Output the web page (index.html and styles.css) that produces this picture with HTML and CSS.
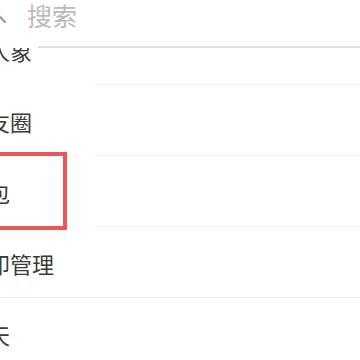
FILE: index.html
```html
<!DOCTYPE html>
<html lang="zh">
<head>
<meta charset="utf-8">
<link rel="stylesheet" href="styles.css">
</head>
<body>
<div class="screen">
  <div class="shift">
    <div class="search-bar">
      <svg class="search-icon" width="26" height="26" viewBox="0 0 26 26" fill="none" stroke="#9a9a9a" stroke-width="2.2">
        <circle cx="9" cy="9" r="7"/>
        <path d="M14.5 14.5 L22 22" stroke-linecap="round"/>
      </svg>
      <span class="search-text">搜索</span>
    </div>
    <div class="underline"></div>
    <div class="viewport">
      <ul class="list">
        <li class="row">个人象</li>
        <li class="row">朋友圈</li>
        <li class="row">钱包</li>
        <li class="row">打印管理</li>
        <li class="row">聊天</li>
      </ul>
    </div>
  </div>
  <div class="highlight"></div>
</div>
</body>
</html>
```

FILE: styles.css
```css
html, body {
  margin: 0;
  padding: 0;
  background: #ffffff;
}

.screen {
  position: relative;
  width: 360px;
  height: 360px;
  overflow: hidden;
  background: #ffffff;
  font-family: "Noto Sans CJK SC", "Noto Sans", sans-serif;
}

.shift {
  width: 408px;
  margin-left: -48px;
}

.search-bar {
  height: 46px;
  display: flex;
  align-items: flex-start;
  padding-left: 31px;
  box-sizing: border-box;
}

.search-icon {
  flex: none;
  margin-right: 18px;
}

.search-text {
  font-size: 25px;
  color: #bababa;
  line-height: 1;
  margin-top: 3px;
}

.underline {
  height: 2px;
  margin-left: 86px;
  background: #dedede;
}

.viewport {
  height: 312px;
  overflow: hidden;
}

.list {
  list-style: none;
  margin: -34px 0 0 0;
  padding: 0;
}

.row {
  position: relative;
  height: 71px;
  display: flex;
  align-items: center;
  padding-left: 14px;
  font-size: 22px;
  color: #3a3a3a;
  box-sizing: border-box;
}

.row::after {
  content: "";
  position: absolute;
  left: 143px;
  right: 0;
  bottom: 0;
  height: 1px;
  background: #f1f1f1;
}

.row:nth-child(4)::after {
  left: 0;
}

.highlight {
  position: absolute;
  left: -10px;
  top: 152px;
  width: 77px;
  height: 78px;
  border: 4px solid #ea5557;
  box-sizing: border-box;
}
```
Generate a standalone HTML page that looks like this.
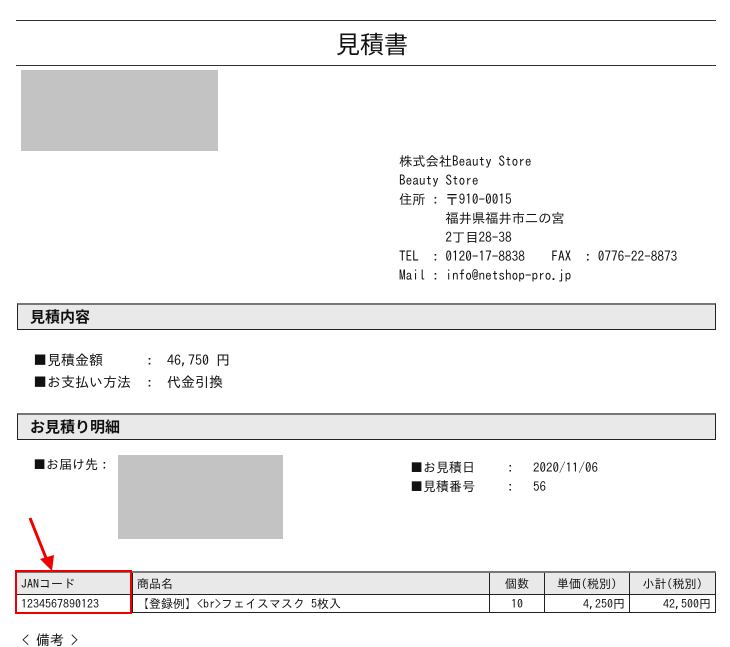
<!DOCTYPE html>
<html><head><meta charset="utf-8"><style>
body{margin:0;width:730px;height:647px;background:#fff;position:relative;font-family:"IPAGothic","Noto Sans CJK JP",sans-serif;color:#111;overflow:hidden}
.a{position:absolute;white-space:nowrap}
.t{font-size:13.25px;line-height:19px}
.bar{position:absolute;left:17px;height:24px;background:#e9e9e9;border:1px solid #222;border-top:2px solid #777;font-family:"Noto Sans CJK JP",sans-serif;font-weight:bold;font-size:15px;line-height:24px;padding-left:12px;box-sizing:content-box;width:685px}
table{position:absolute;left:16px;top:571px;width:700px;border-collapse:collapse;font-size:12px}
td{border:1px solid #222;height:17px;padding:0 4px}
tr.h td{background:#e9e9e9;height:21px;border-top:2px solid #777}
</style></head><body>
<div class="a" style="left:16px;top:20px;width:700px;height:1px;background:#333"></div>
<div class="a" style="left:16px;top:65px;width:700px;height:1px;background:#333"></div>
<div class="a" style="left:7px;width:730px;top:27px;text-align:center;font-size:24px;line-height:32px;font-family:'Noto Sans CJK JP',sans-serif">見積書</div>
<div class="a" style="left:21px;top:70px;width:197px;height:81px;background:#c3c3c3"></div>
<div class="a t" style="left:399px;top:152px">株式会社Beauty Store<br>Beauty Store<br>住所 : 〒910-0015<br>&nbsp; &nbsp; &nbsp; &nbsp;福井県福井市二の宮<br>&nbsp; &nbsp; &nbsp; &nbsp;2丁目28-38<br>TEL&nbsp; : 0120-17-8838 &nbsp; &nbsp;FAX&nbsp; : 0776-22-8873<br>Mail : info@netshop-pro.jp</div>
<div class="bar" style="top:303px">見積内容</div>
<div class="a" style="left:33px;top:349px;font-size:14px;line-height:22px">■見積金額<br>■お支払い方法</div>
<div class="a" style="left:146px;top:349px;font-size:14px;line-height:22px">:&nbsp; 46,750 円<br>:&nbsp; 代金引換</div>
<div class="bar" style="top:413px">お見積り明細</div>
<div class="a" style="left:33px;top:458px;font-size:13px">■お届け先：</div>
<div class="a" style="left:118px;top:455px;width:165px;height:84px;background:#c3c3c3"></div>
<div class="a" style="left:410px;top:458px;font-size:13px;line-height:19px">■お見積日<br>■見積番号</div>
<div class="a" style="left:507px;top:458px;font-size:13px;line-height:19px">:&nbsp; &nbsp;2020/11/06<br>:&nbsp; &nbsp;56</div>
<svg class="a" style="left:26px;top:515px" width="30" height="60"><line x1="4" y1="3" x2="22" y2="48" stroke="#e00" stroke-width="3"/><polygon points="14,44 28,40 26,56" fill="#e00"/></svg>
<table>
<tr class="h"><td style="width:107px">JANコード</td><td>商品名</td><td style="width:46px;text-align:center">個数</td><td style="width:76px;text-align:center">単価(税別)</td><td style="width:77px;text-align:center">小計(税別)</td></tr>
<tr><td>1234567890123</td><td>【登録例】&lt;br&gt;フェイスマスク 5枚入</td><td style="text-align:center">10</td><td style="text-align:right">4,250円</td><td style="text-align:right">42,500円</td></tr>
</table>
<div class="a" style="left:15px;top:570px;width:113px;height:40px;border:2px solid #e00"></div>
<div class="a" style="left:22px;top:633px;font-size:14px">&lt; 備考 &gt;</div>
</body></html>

...

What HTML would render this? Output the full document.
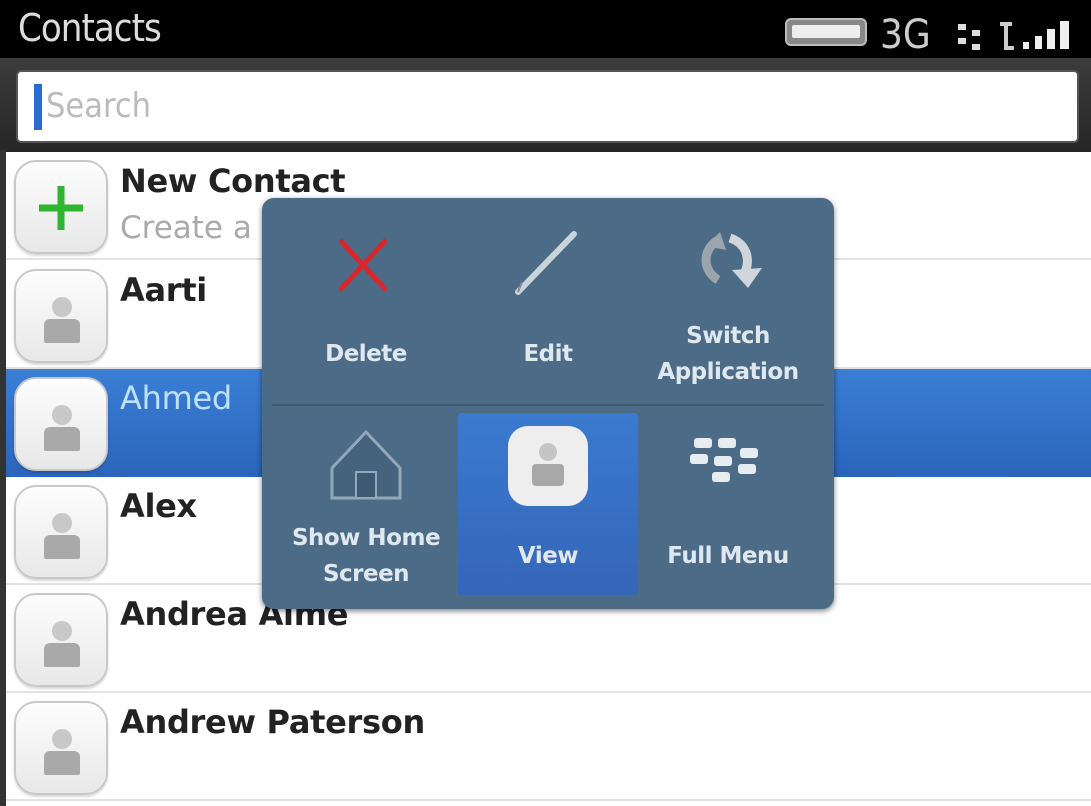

WHAT YOU WILL DO ->
From the listing above, collect every line that mentions the word "Output".

FINISHED EXERCISE ->
Output the web page (index.html and styles.css) that produces this picture with HTML and CSS.
What HTML would render this? Output the full document.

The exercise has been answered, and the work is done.